Restate word for word the lines beginning at the one that contains "Emit a component" and ending at the one that contains "import React from"; include both and nothing else.

*RECORDS SHOWN*
* * * * * * * * *

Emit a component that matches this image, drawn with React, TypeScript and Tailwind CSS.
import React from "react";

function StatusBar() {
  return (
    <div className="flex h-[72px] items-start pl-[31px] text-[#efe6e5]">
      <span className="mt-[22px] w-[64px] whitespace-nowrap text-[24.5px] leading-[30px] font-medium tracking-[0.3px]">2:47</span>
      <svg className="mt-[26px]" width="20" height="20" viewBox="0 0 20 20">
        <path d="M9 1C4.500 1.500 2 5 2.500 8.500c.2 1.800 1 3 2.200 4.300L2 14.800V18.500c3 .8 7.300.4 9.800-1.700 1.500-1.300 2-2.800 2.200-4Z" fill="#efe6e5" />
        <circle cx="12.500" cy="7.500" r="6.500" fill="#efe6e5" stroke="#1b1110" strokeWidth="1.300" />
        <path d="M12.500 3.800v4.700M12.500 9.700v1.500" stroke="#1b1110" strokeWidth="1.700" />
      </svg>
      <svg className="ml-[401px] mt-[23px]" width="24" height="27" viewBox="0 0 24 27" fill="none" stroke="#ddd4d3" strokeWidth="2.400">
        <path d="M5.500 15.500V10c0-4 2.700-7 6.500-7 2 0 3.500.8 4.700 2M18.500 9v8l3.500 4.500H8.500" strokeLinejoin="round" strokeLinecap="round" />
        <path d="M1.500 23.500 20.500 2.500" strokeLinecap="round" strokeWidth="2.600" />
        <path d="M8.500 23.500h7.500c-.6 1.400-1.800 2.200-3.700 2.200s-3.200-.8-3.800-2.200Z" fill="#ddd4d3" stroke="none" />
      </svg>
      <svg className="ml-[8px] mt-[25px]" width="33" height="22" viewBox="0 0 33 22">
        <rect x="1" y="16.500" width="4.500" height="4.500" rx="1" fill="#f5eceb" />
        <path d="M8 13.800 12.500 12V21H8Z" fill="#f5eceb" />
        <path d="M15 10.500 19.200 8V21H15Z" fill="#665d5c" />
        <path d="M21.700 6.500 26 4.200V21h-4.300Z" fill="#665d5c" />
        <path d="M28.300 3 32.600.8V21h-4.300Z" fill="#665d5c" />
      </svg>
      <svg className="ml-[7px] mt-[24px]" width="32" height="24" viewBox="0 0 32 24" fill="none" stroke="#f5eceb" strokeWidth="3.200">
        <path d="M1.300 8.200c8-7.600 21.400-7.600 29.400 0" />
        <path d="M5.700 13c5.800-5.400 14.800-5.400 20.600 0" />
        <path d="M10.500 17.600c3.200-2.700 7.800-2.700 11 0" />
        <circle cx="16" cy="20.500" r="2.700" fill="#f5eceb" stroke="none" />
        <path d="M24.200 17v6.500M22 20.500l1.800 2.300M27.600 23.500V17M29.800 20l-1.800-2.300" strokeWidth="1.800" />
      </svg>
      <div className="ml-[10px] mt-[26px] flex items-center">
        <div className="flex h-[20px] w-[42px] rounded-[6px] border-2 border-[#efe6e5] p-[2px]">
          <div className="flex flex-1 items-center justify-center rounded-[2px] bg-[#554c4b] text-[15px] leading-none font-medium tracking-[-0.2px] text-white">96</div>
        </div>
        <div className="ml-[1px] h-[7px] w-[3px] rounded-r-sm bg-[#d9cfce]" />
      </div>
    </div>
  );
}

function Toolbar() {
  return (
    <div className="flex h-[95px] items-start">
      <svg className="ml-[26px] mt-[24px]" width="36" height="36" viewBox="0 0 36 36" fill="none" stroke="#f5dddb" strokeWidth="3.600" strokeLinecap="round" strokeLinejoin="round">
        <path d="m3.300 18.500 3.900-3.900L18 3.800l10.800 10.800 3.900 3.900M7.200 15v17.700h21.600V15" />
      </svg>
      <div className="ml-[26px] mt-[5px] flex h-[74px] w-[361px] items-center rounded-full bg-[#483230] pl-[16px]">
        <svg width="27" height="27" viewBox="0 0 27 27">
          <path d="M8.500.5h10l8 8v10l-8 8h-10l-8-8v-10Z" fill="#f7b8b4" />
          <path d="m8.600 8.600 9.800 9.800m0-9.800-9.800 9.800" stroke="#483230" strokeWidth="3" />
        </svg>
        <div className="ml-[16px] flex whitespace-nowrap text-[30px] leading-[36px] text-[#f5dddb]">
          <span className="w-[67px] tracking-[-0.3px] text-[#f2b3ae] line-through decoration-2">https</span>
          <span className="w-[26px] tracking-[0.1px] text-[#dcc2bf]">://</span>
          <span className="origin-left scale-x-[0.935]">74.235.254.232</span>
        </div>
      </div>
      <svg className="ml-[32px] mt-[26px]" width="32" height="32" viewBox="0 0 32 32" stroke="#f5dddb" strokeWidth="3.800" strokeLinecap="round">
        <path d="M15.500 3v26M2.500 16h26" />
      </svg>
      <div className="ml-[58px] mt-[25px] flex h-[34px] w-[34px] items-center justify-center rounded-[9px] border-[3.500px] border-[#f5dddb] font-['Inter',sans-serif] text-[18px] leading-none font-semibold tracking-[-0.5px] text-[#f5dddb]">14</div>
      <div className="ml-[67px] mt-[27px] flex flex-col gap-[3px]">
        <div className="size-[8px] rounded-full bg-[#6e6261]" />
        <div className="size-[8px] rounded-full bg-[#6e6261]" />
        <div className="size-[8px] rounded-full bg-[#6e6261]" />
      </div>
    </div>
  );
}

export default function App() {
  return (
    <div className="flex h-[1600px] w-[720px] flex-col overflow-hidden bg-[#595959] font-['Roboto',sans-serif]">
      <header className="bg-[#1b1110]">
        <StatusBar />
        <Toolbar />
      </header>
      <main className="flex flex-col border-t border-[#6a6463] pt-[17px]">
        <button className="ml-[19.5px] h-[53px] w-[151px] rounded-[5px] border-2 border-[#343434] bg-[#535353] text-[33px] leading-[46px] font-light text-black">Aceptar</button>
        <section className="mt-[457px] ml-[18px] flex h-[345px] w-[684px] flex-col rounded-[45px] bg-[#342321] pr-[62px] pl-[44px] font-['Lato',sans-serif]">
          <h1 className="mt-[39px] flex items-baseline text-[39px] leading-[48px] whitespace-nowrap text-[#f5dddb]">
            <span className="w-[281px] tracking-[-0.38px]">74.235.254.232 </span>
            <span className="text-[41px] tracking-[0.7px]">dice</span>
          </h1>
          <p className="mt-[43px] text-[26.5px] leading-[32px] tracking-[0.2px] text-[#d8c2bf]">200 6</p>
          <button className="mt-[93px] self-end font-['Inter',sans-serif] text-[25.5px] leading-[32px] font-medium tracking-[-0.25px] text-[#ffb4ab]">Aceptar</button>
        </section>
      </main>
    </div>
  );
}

* * * * * * * * *

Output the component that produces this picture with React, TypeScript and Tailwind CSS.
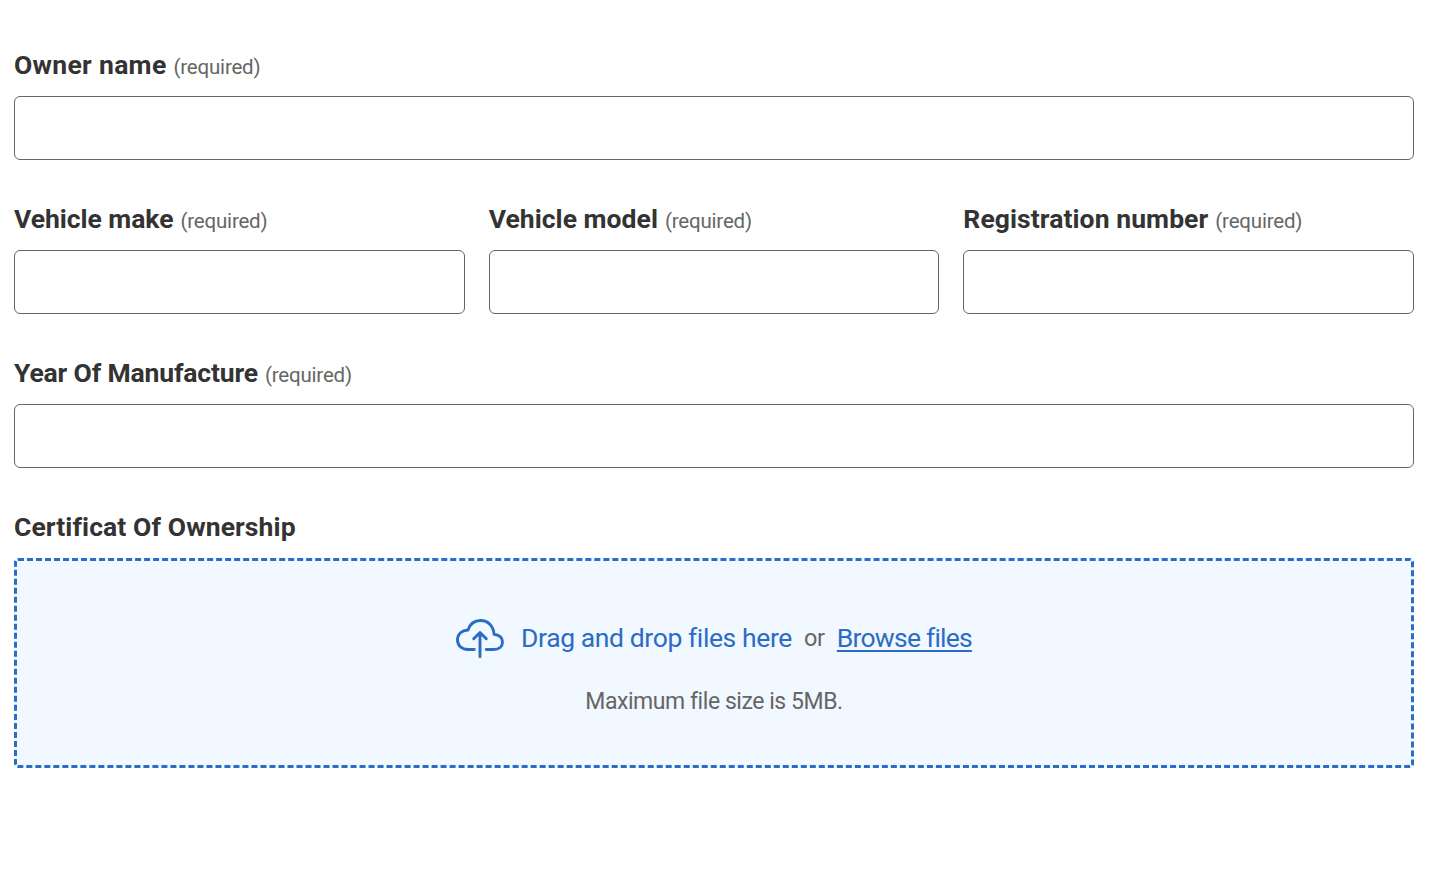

* * * * * * * * *

*WRITTEN ANSWER*
Emit a component that matches this image, drawn with React, TypeScript and Tailwind CSS.
import React from "react";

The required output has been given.